Wild garlic is a truly idyllic culinary treat - a wild ingredient that, when in season, grows in abundance, nestled among bluebells, attracted by the moist soil and shady woodland environment. Wild garlic has enjoyed a culinary boom in recent times, taking its place alongside rhubarb and asparagus as a pillar of spring's bounty.
Although the pungent smell of garlic makes it easy to identify, always take care when foraging your own ingredients - there have been cases of people mistaking poisonous plants for wild garlic and suffering the consequences.
Wild garlic can be identified by its distinctive smell, long pointed leaves and white flowers, which bloom at the end of the season. Don’t pick wild garlic that has large amounts of white flowers, as this indicates that the plant is slightly past its best.
Wild garlic doesn’t have to be foraged - it’s a frequent staple of food markets at the peak of the season. As with all vegetables, choose wild garlic with bright, fresh leaves and avoid specimens that have wilted.
Wild garlic can be eaten raw, but they are much better when cooked - simply briefly blanched or wilted for about 1 minute as you would with spinach. Like spinach, wild garlic leaves shrink down a lot after cooking, so make sure you have plenty to go round. Always wash wild garlic before cooking, and keep the vibrant colour after cooking by plunging into iced water, as recommended by Christoffer Hruskova.
Although the scent of wild garlic is powerful, the flavour when cooked is a little more subtle. For this reason, it makes a wonderful flavouring when whizzed in a food processor and added to tart fillings or mayonnaise, as Pete Biggs demonstrates in his wild garlic mayonnaise. Adam Gray even uses wild garlic to make beautifulcream cheese toasties as an accompaniment to a spinach soup.

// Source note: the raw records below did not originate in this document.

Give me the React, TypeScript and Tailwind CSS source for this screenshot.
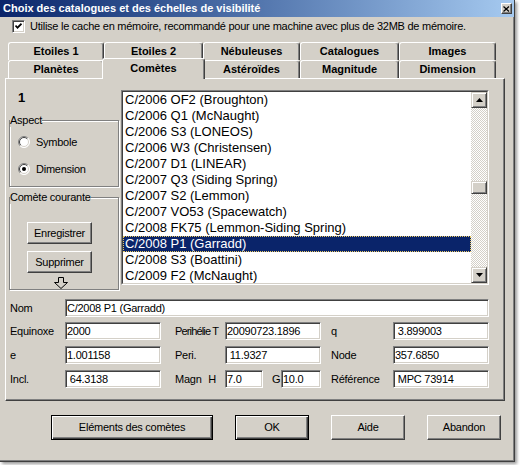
import React from "react";

const COMETS = [
  "C/2006 OF2 (Broughton)",
  "C/2006 Q1 (McNaught)",
  "C/2006 S3 (LONEOS)",
  "C/2006 W3 (Christensen)",
  "C/2007 D1 (LINEAR)",
  "C/2007 Q3 (Siding Spring)",
  "C/2007 S2 (Lemmon)",
  "C/2007 VO53 (Spacewatch)",
  "C/2008 FK75 (Lemmon-Siding Spring)",
  "C/2008 P1 (Garradd)",
  "C/2008 S3 (Boattini)",
  "C/2009 F2 (McNaught)",
];
const SELECTED = 9;

const ROW1 = [
  { label: "Etoiles 1", w: "w-[96px]" },
  { label: "Etoiles 2", w: "w-[99px]" },
  { label: "Nébuleuses", w: "w-[97px]" },
  { label: "Catalogues", w: "w-[99px]" },
  { label: "Images", w: "w-[97px]" },
];
const ROW2 = [
  { label: "Planètes", w: "w-[96px]" },
  { label: "Comètes", w: "w-[103px]", active: true },
  { label: "Astéroïdes", w: "w-[97px]" },
  { label: "Magnitude", w: "w-[99px]" },
  { label: "Dimension", w: "w-[97px]" },
];

const raised =
  "border border-t-white border-l-white border-r-[#404040] border-b-[#404040] shadow-[inset_-1px_-1px_0_#808080]";
const defaultBtn =
  "border border-black shadow-[inset_1px_1px_0_white,inset_-1px_-1px_0_#404040,inset_-2px_-2px_0_#808080]";
const sunken =
  "bg-white border border-t-[#808080] border-l-[#808080] border-b-white border-r-white shadow-[inset_1px_1px_0_#404040,inset_-1px_-1px_0_#d4d0c8]";
const scrollBtn =
  "border border-t-[#d4d0c8] border-l-[#d4d0c8] border-r-[#404040] border-b-[#404040] shadow-[inset_1px_1px_0_white,inset_-1px_-1px_0_#808080] bg-[#d4d0c8]";

function Tab({ label, w, active }: { label: string; w: string; active?: boolean }) {
  if (active) {
    return (
      <div
        className={`${w} -mx-[2px] -mt-[2px] -mb-[1px] h-[21px] relative z-10 bg-[#d4d0c8] flex items-center justify-center pb-[2px] font-bold border-t border-l border-white border-r border-r-[#404040] rounded-t-[3px] shadow-[inset_-1px_0_0_#808080]`}
      >
        {label}
      </div>
    );
  }
  return (
    <div
      className={`${w} h-[18px] flex items-center justify-center font-bold border-t border-l border-white border-r border-r-[#404040] rounded-t-[3px] shadow-[inset_-1px_0_0_#808080]`}
    >
      {label}
    </div>
  );
}

function Radio({ checked }: { checked?: boolean }) {
  return (
    <svg width="12" height="12" viewBox="0 0 12 12">
      <circle cx="6" cy="6" r="5.5" fill="white" />
      <path d="M2.1 9.9 A5.5 5.5 0 0 1 9.9 2.1" fill="none" stroke="#808080" />
      <path d="M9.9 2.1 A5.5 5.5 0 0 1 2.1 9.9" fill="none" stroke="#ffffff" />
      <path d="M2.8 9.2 A4.5 4.5 0 0 1 9.2 2.8" fill="none" stroke="#404040" />
      <path d="M9.2 2.8 A4.5 4.5 0 0 1 2.8 9.2" fill="none" stroke="#d4d0c8" />
      {checked && <circle cx="6" cy="6" r="2" fill="black" />}
    </svg>
  );
}

function Field({ w, text }: { w: string; text: string }) {
  return <div className={`${w} h-[18px] ${sunken} pl-[1px] leading-[16px] whitespace-pre`}>{text}</div>;
}

export default function App() {
  return (
    <div className="w-[520px] h-[465px] bg-white font-['Liberation_Sans',Arial,sans-serif] text-[11px] tracking-[-0.25px] text-black whitespace-nowrap">
      <div className="w-[515px] h-[462px] bg-[#d4d0c8] border-r border-b border-[#404040] shadow-[inset_-1px_-1px_0_#808080,2px_2px_3px_rgba(0,0,0,0.4)] flex flex-col">
        {/* title bar */}
        <div className="h-[17px] flex items-center pl-[3px] pr-[2px] bg-linear-to-r from-[#0a246a] to-[#a6caf0] text-white font-bold tracking-normal">
          <span>Choix des catalogues et des échelles de visibilité</span>
          <div className={`ml-auto w-[11px] h-[11px] ${raised} bg-[#d4d0c8] flex items-center justify-center`}>
            <svg width="7" height="6" viewBox="0 0 7 6">
              <path d="M0.5 0.5 L6 5.5 M6 0.5 L0.5 5.5" stroke="black" strokeWidth="1.2" />
            </svg>
          </div>
        </div>

        {/* cache checkbox */}
        <div className="mt-[3px] h-[13px] flex items-center pl-[12px]">
          <div className={`w-[13px] h-[13px] ${sunken} flex items-center justify-center`}>
            <svg width="7" height="7" viewBox="0 0 7 7">
              <path d="M0.5 2.5 L2.5 4.7 L6.5 0.7" fill="none" stroke="black" strokeWidth="1.7" />
            </svg>
          </div>
          <span className="ml-[5px]">
            Utilise le cache en mémoire, recommandé pour une machine avec plus de 32MB de mémoire.
          </span>
        </div>

        {/* tabs */}
        <div className="mt-[9px] pl-[8px] flex tracking-normal">
          {ROW1.map((t) => (
            <Tab key={t.label} {...t} />
          ))}
        </div>
        <div className="pl-[8px] flex tracking-normal">
          {ROW2.map((t) => (
            <Tab key={t.label} {...t} />
          ))}
        </div>

        {/* panel */}
        <div className="ml-[5px] w-[500px] h-[323px] border-t border-l border-white border-r border-b border-r-[#404040] border-b-[#404040] shadow-[inset_-1px_-1px_0_#808080] pt-[11px] pl-[3px]">
          <div className="flex">
            <div className="w-[110px]">
              <div className="h-[16px] pl-[9px] text-[13px] font-bold leading-[16px]">1</div>

              <fieldset className="mt-[8px] w-full h-[73px] border border-[#808080] shadow-[inset_1px_1px_0_white,1px_1px_0_white]">
                <legend className="bg-[#d4d0c8] leading-[13px]">Aspect</legend>
                <div className="mt-[7px] h-[16px] flex items-center pl-[8px]">
                  <Radio />
                  <span className="ml-[6px]">Symbole</span>
                </div>
                <div className="mt-[11px] h-[16px] flex items-center pl-[8px]">
                  <Radio checked />
                  <span className="ml-[6px]">Dimension</span>
                </div>
              </fieldset>

              <fieldset className="mt-[4px] w-full h-[99px] border border-[#808080] shadow-[inset_1px_1px_0_white,1px_1px_0_white]">
                <legend className="bg-[#d4d0c8] leading-[13px]">Comète courante</legend>
                <div className={`mt-[18px] ml-[17px] w-[65px] h-[22px] ${raised} flex items-center justify-center`}>
                  Enregistrer
                </div>
                <div className={`mt-[7px] ml-[17px] w-[65px] h-[22px] ${raised} flex items-center justify-center`}>
                  Supprimer
                </div>
                <div className="mt-[4px] ml-[43px]">
                  <svg width="16" height="12" viewBox="0 0 16 12">
                    <path d="M5.5 0.5 H10.5 V5.5 H14.5 L8 11.5 L1.5 5.5 H5.5 Z" fill="none" stroke="black" />
                  </svg>
                </div>
              </fieldset>
            </div>

            {/* comet list */}
            <div className="ml-[2px] w-[368px] h-[195px] border border-t-[#808080] border-l-[#808080] border-b-white border-r-white tracking-normal">
              <div className="w-full h-full border border-t-[#404040] border-l-[#404040] border-b-[#d4d0c8] border-r-[#d4d0c8] flex bg-white">
                <div className="flex-1 overflow-hidden text-[13px]">
                  {COMETS.map((c, i) => (
                    <div
                      key={c}
                      className={
                        i === SELECTED
                          ? "h-[16px] leading-[16px] pl-[2px] bg-[#0a246a] text-white outline-1 outline-dotted outline-[#e8c860] -outline-offset-1"
                          : "h-[16px] leading-[16px] pl-[2px]"
                      }
                    >
                      {c}
                    </div>
                  ))}
                </div>
                <div className="w-[16px] flex flex-col">
                  <div className={`h-[16px] ${scrollBtn} flex items-center justify-center`}>
                    <svg width="7" height="4" viewBox="0 0 7 4">
                      <path d="M3.5 0 L7 4 H0 Z" fill="black" />
                    </svg>
                  </div>
                  <div className="flex-1 bg-[repeating-conic-gradient(#d4d0c8_0%_25%,#ffffff_0%_50%)] bg-[length:2px_2px]">
                    <div className={`mt-[73px] h-[13px] ${scrollBtn}`} />
                  </div>
                  <div className={`h-[16px] ${scrollBtn} flex items-center justify-center`}>
                    <svg width="7" height="4" viewBox="0 0 7 4">
                      <path d="M0 0 H7 L3.5 4 Z" fill="black" />
                    </svg>
                  </div>
                </div>
              </div>
            </div>
          </div>

          {/* comet elements */}
          <div className="mt-[9px] pl-[1px] flex flex-col">
            <div className="h-[18px] flex items-center">
              <span className="w-[55px]">Nom</span>
              <Field w="w-[424px]" text="C/2008 P1 (Garradd)" />
            </div>
            <div className="mt-[5px] h-[18px] flex items-center">
              <span className="w-[55px]">Equinoxe</span>
              <Field w="w-[96px]" text="2000" />
              <span className="ml-[14px] w-[50px] tracking-[-0.85px]">Perihélie T</span>
              <Field w="w-[96px]" text="20090723.1896" />
              <span className="ml-[10px] w-[62px]">q</span>
              <Field w="w-[96px]" text=" 3.899003" />
            </div>
            <div className="mt-[6px] h-[18px] flex items-center">
              <span className="w-[55px]">e</span>
              <Field w="w-[96px]" text="1.001158" />
              <span className="ml-[14px] w-[50px]">Peri.</span>
              <Field w="w-[96px]" text=" 11.9327" />
              <span className="ml-[10px] w-[62px]">Node</span>
              <Field w="w-[96px]" text="357.6850" />
            </div>
            <div className="mt-[6px] h-[18px] flex items-center">
              <span className="w-[55px]">Incl.</span>
              <Field w="w-[96px]" text=" 64.3138" />
              <span className="ml-[14px] w-[50px] flex pr-[9px]">
                <span>Magn</span>
                <span className="ml-auto">H</span>
              </span>
              <Field w="w-[38px]" text="7.0" />
              <span className="ml-[9px] w-[9px]">G</span>
              <Field w="w-[40px]" text="10.0" />
              <span className="ml-[10px] w-[62px]">Référence</span>
              <Field w="w-[96px]" text=" MPC 73914" />
            </div>
          </div>
        </div>

        {/* dialog buttons */}
        <div className="mt-[14px] pl-[51px] flex">
          <div className={`w-[162px] h-[25px] ${defaultBtn} flex items-center justify-center`}>Eléments des comètes</div>
          <div className={`ml-[22px] w-[74px] h-[25px] ${defaultBtn} flex items-center justify-center`}>OK</div>
          <div className={`ml-[22px] w-[74px] h-[25px] ${raised} flex items-center justify-center`}>Aide</div>
          <div className={`ml-[22px] w-[74px] h-[25px] ${raised} flex items-center justify-center`}>Abandon</div>
        </div>
      </div>
    </div>
  );
}
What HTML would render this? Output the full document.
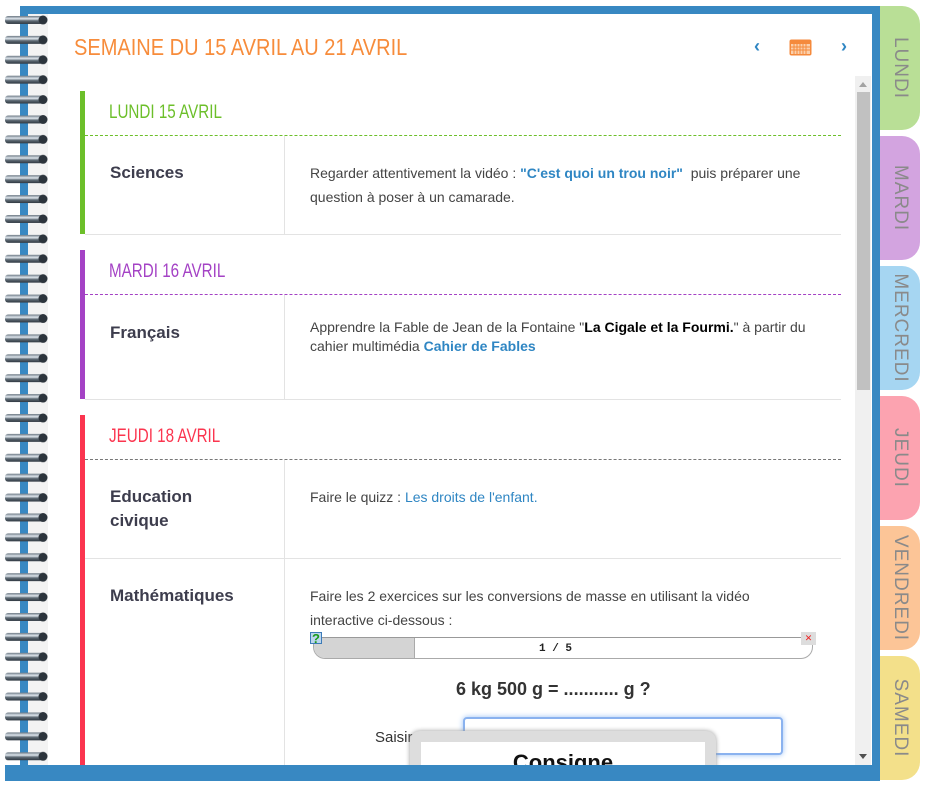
<!DOCTYPE html>
<html><head><meta charset="utf-8"><style>
*{margin:0;padding:0;box-sizing:border-box}
body{width:935px;height:790px;background:#fff;position:relative;overflow:hidden;font-family:"Liberation Sans",Arial,sans-serif}
.abs{position:absolute}
.tab{position:absolute;left:880px;width:40px;height:124px;border-radius:0 18px 18px 0;}
.tab span{position:absolute;left:50%;top:50%;transform:translate(-50%,-50%) rotate(90deg);font-size:19px;color:#8a8a8a;letter-spacing:1px;white-space:nowrap;font-weight:normal}
.hd{position:absolute;font-size:19px;letter-spacing:0;transform:scaleX(.8);transform-origin:left;white-space:nowrap}
.sub{position:absolute;left:110px;font-size:17px;font-weight:bold;color:#3d3d4d;line-height:24px}
.txt{position:absolute;left:310px;font-size:14px;color:#444;line-height:24px}
.lk{color:#2f86c3;font-weight:bold}
</style></head><body>
<div class="tab" style="top:6px;background:#b9df96"><span>LUNDI</span></div>
<div class="tab" style="top:136px;background:#d3a4e0"><span>MARDI</span></div>
<div class="tab" style="top:266px;background:#a6d6f2"><span>MERCREDI</span></div>
<div class="tab" style="top:396px;background:#fca3b0"><span>JEUDI</span></div>
<div class="tab" style="top:526px;background:#fcc597"><span>VENDREDI</span></div>
<div class="tab" style="top:656px;background:#f3e08a"><span>SAMEDI</span></div>
<div class="abs" style="left:20px;top:6px;width:860px;height:775px;background:#3888c2"></div>
<div class="abs" style="left:28px;top:14px;width:844px;height:751px;background:#fff;overflow:hidden">
<div class="abs" style="left:0;top:0;width:20px;height:751px;background:#f3f3f3"></div>
<div class="hd" style="left:46px;top:20px;color:#f78c3b;font-size:23px;transform:scaleX(.87)">SEMAINE DU 15 AVRIL AU 21 AVRIL</div>
<div class="abs" style="left:726px;top:22px;color:#2f86c3;font-size:18px;font-weight:bold">‹</div>
<div class="abs" style="left:813px;top:22px;color:#2f86c3;font-size:18px;font-weight:bold">›</div>
<svg class="abs" style="left:761px;top:25px" width="23" height="17"><rect x="0.5" y="0.5" width="22" height="16" rx="2" fill="#f58a3c"/><rect x="2" y="5" width="19" height="10" fill="#fbd0ac"/><g stroke="#f58a3c" stroke-width="1"><path d="M5 5v10M8 5v10M11 5v10M14 5v10M17 5v10M2 8h19M2 11h19"/></g></svg>
<div class="abs" style="left:827px;top:62px;width:16px;height:689px;background:#f0f0f0"></div>
<div class="abs" style="left:829px;top:78px;width:13px;height:298px;background:#c1c1c1"></div>
<div class="abs" style="left:831px;top:68px;width:0;height:0;border:4px solid transparent;border-bottom:5px solid #a3a3a3;border-top:0"></div>
<div class="abs" style="left:831px;top:740px;width:0;height:0;border:4px solid transparent;border-top:5px solid #505050;border-bottom:0"></div>
<div class="abs" style="left:52px;top:77px;width:5px;height:143px;background:#6cbf2a"></div>
<div class="hd" style="left:81px;top:88px;color:#6cbf2a">LUNDI 15 AVRIL</div>
<div class="abs" style="left:57px;top:121px;width:756px;border-top:1px dashed #6cbf2a"></div>
<div class="abs" style="left:256px;top:122px;width:1px;height:98px;background:#e3e3e3"></div>
<div class="abs" style="left:57px;top:220px;width:756px;height:1px;background:#e3e3e3"></div>
<div class="abs" style="left:52px;top:236px;width:5px;height:149px;background:#a442c5"></div>
<div class="hd" style="left:81px;top:247px;color:#a442c5">MARDI 16 AVRIL</div>
<div class="abs" style="left:57px;top:280px;width:756px;border-top:1px dashed #a442c5"></div>
<div class="abs" style="left:256px;top:281px;width:1px;height:104px;background:#e3e3e3"></div>
<div class="abs" style="left:57px;top:385px;width:756px;height:1px;background:#e3e3e3"></div>
<div class="abs" style="left:52px;top:401px;width:5px;height:360px;background:#fb354f"></div>
<div class="hd" style="left:81px;top:412px;color:#fb354f">JEUDI 18 AVRIL</div>
<div class="abs" style="left:57px;top:445px;width:756px;border-top:1px dashed #777"></div>
<div class="abs" style="left:256px;top:446px;width:1px;height:320px;background:#e3e3e3"></div>
<div class="abs" style="left:57px;top:544px;width:756px;height:1px;background:#e3e3e3"></div>
</div>
<div class="sub" style="top:161px">Sciences</div>
<div class="txt" style="top:161px;width:520px">Regarder attentivement la vidéo : <span class="lk">"C'est quoi un trou noir"</span>&nbsp; puis préparer une question à poser à un camarade.</div>
<div class="sub" style="top:321px">Français</div>
<div class="txt" style="top:318px;width:520px;line-height:19px">Apprendre la Fable de Jean de la Fontaine "<b style="color:#000">La Cigale et la Fourmi.</b>" à partir du cahier multimédia <span class="lk">Cahier de Fables</span></div>
<div class="sub" style="top:485px">Education<br>civique</div>
<div class="txt" style="top:485px">Faire le quizz : <span style="color:#2f86c3">Les droits de l'enfant.</span></div>
<div class="sub" style="top:584px">Mathématiques</div>
<div class="txt" style="top:584px;width:480px">Faire les 2 exercices sur les conversions de masse en utilisant la vidéo interactive ci-dessous :</div>
<div class="abs" style="left:313px;top:637px;width:500px;height:22px;border:1px solid #aaa;border-top:1px solid #999;border-radius:0 0 12px 12px;background:#fff;overflow:hidden"><div style="width:101px;height:100%;background:#d4d4d4;border-right:1px solid #aaa"></div><div class="abs" style="left:225px;top:5px;font-family:'Liberation Mono',monospace;font-size:11px;font-weight:bold;color:#222">1 / 5</div></div>
<div class="abs" style="left:310px;top:632px;width:12px;height:12px;background:#bcd6ee;border:1px solid #3d7bb8;color:#1a9a1a;font-size:13px;font-weight:bold;line-height:12px;text-align:center">?</div>
<div class="abs" style="left:801px;top:632px;width:15px;height:13px;background:#ddd;color:#e22;font-size:9px;text-align:center;line-height:13px">✕</div>
<div class="abs" style="left:456px;top:679px;font-size:18px;font-weight:bold;color:#333">6 kg 500 g = ........... g ?</div>
<div class="abs" style="left:375px;top:729px;font-size:15px;color:#333">Saisir</div>
<div class="abs" style="left:463px;top:717px;width:320px;height:38px;border:2px solid #8ab2ef;border-radius:4px;background:#fff;box-shadow:0 0 6px #9ac0f5"></div>
<div class="abs" style="left:410px;top:731px;width:306px;height:40px;background:#ddd;border-radius:10px 10px 0 0;box-shadow:0 0 5px #999"></div>
<div class="abs" style="left:421px;top:742px;width:284px;height:30px;background:#fff;text-align:center;font-size:22px;font-weight:bold;color:#111;padding-top:8px">Consigne</div>
<div class="abs" style="left:5px;top:765px;width:867px;height:16px;background:#3888c2"></div>
<svg class="abs" style="left:0;top:0" width="52" height="765">
<defs><linearGradient id="g" x1="0" y1="0" x2="0" y2="1"><stop offset="0" stop-color="#6b7782"/><stop offset=".35" stop-color="#dfe7ee"/><stop offset=".6" stop-color="#5f6b75"/><stop offset="1" stop-color="#2e3740"/></linearGradient>
<pattern id="p" x="0" y="14" width="52" height="19.9" patternUnits="userSpaceOnUse"><rect x="5" y="2" width="40" height="8" rx="3" fill="url(#g)"/><circle cx="43" cy="6" r="4.5" fill="#2c343c"/></pattern></defs>
<rect x="0" y="14" width="52" height="750" fill="url(#p)"/>
</svg>
</body></html>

Its roots being firmly planted in spring, wild garlic is a natural accompaniment to other flavours of the season. Colin McGurran transforms wild garlic into a velouté to accompany his Chicken and asparagus recipe, while Shaun Rankin uses wild garlic in a risotto for his Rump and rib of lamb. Wild garlic also holds up to bolder seasonal flavour combinations -James Mackenzie’s Black pudding and langoustine crumble comes with a crisp wild garlic crust.
For a unique wild garlic-infused canapé, try Simon Hulstone’s Onion with wild garlic and snails, the mild wild garlic pairing beautifully with the sweet onion and punchy snails.